⟨
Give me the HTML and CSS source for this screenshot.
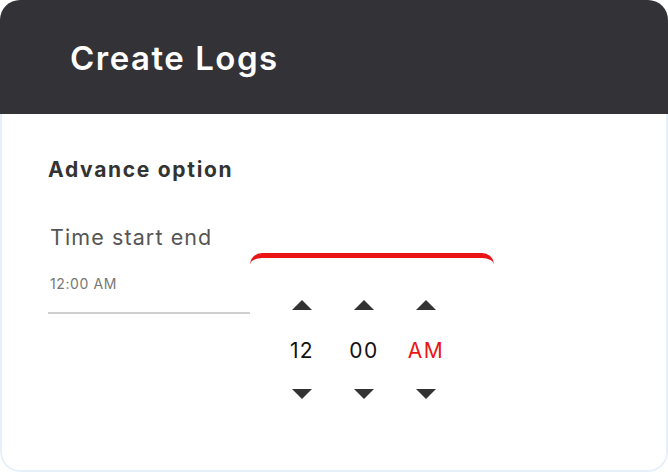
FILE: index.html
```html
<!DOCTYPE html>
<html>
<head>
<meta charset="utf-8">
<link rel="stylesheet" href="styles.css">
</head>
<body>
<div class="card">
  <header class="card-header">
    <h1 class="title">Create Logs</h1>
  </header>
  <section class="card-body">
    <h2 class="section-title">Advance option</h2>
    <div class="time-row">
      <div class="field">
        <div class="field-label">Time start end</div>
        <div class="field-value">12:00 AM</div>
      </div>
      <div class="picker">
        <div class="picker-col">
          <span class="arrow arrow-up"></span>
          <span class="picker-val">12</span>
          <span class="arrow arrow-down"></span>
        </div>
        <div class="picker-col">
          <span class="arrow arrow-up"></span>
          <span class="picker-val">00</span>
          <span class="arrow arrow-down"></span>
        </div>
        <div class="picker-col">
          <span class="arrow arrow-up"></span>
          <span class="picker-val picker-ampm">AM</span>
          <span class="arrow arrow-down"></span>
        </div>
      </div>
    </div>
  </section>
</div>
</body>
</html>
```
FILE: styles.css
```css
* { box-sizing: border-box; }
html, body { margin: 0; padding: 0; background: #ffffff; }
body { font-family: "Inter", "Noto Sans", sans-serif; }

.card {
  width: 668px;
  height: 472px;
  display: flex;
  flex-direction: column;
  border-radius: 20px;
  overflow: hidden;
  background: #fff;
}

.card-header {
  height: 114px;
  background: #323237;
  display: flex;
  align-items: center;
  padding-left: 70px;
  flex-shrink: 0;
}

.title {
  margin: 0;
  color: #fff;
  font-size: 33px;
  font-weight: 600;
  letter-spacing: 1.5px;
  padding-top: 2px;
}

.card-body {
  flex: 1;
  border: 2px solid #e6f0fa;
  border-top: none;
  border-radius: 0 0 20px 20px;
  padding: 44px 0 0 46px;
}

.section-title {
  margin: 0;
  font-size: 21px;
  font-weight: 700;
  color: #333333;
  line-height: 24px;
  letter-spacing: 1.7px;
}

.time-row {
  display: flex;
  margin-top: 42px;
}

.field {
  width: 202px;
  border-bottom: 2px solid #cfcfcf;
  height: 90px;
  padding-left: 2px;
}

.field-label {
  font-size: 21.5px;
  color: #555555;
  line-height: 26px;
  letter-spacing: 1.1px;
}

.field-value {
  margin-top: 26px;
  font-size: 14px;
  color: #777777;
  line-height: 16px;
  letter-spacing: 0.6px;
}

.picker {
  margin-top: 29px;
  width: 244px;
  height: 160px;
  border-top: 5px solid #ea1414;
  border-radius: 12px 12px 0 0;
  display: flex;
  padding: 42px 0 0 32px;
  gap: 22px;
  align-self: flex-start;
}

.picker-col {
  width: 40px;
  display: flex;
  flex-direction: column;
  align-items: center;
}

.arrow {
  width: 0;
  height: 0;
  border-left: 10px solid transparent;
  border-right: 10px solid transparent;
}
.arrow-up { border-bottom: 10px solid #333333; }
.arrow-down { border-top: 10px solid #333333; }

.picker-val {
  margin: 29px 0 26px;
  font-size: 21px;
  line-height: 24px;
  color: #111111;
  letter-spacing: 1.4px;
}
.picker-ampm { color: #ea1414; }
```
⟩
Task prompt
Exactly as written, return every line of the listing, but not the pictures.

Written answer
Give me the HTML and CSS source for this screenshot.
FILE: index.html
```html
<!DOCTYPE html>
<html>
<head>
<meta charset="utf-8">
<link rel="stylesheet" href="styles.css">
</head>
<body>
<div class="card">
  <header class="card-header">
    <h1 class="title">Create Logs</h1>
  </header>
  <section class="card-body">
    <h2 class="section-title">Advance option</h2>
    <div class="time-row">
      <div class="field">
        <div class="field-label">Time start end</div>
        <div class="field-value">12:00 AM</div>
      </div>
      <div class="picker">
        <div class="picker-col">
          <span class="arrow arrow-up"></span>
          <span class="picker-val">12</span>
          <span class="arrow arrow-down"></span>
        </div>
        <div class="picker-col">
          <span class="arrow arrow-up"></span>
          <span class="picker-val">00</span>
          <span class="arrow arrow-down"></span>
        </div>
        <div class="picker-col">
          <span class="arrow arrow-up"></span>
          <span class="picker-val picker-ampm">AM</span>
          <span class="arrow arrow-down"></span>
        </div>
      </div>
    </div>
  </section>
</div>
</body>
</html>
```
FILE: styles.css
```css
* { box-sizing: border-box; }
html, body { margin: 0; padding: 0; background: #ffffff; }
body { font-family: "Inter", "Noto Sans", sans-serif; }

.card {
  width: 668px;
  height: 472px;
  display: flex;
  flex-direction: column;
  border-radius: 20px;
  overflow: hidden;
  background: #fff;
}

.card-header {
  height: 114px;
  background: #323237;
  display: flex;
  align-items: center;
  padding-left: 70px;
  flex-shrink: 0;
}

.title {
  margin: 0;
  color: #fff;
  font-size: 33px;
  font-weight: 600;
  letter-spacing: 1.5px;
  padding-top: 2px;
}

.card-body {
  flex: 1;
  border: 2px solid #e6f0fa;
  border-top: none;
  border-radius: 0 0 20px 20px;
  padding: 44px 0 0 46px;
}

.section-title {
  margin: 0;
  font-size: 21px;
  font-weight: 700;
  color: #333333;
  line-height: 24px;
  letter-spacing: 1.7px;
}

.time-row {
  display: flex;
  margin-top: 42px;
}

.field {
  width: 202px;
  border-bottom: 2px solid #cfcfcf;
  height: 90px;
  padding-left: 2px;
}

.field-label {
  font-size: 21.5px;
  color: #555555;
  line-height: 26px;
  letter-spacing: 1.1px;
}

.field-value {
  margin-top: 26px;
  font-size: 14px;
  color: #777777;
  line-height: 16px;
  letter-spacing: 0.6px;
}

.picker {
  margin-top: 29px;
  width: 244px;
  height: 160px;
  border-top: 5px solid #ea1414;
  border-radius: 12px 12px 0 0;
  display: flex;
  padding: 42px 0 0 32px;
  gap: 22px;
  align-self: flex-start;
}

.picker-col {
  width: 40px;
  display: flex;
  flex-direction: column;
  align-items: center;
}

.arrow {
  width: 0;
  height: 0;
  border-left: 10px solid transparent;
  border-right: 10px solid transparent;
}
.arrow-up { border-bottom: 10px solid #333333; }
.arrow-down { border-top: 10px solid #333333; }

.picker-val {
  margin: 29px 0 26px;
  font-size: 21px;
  line-height: 24px;
  color: #111111;
  letter-spacing: 1.4px;
}
.picker-ampm { color: #ea1414; }
```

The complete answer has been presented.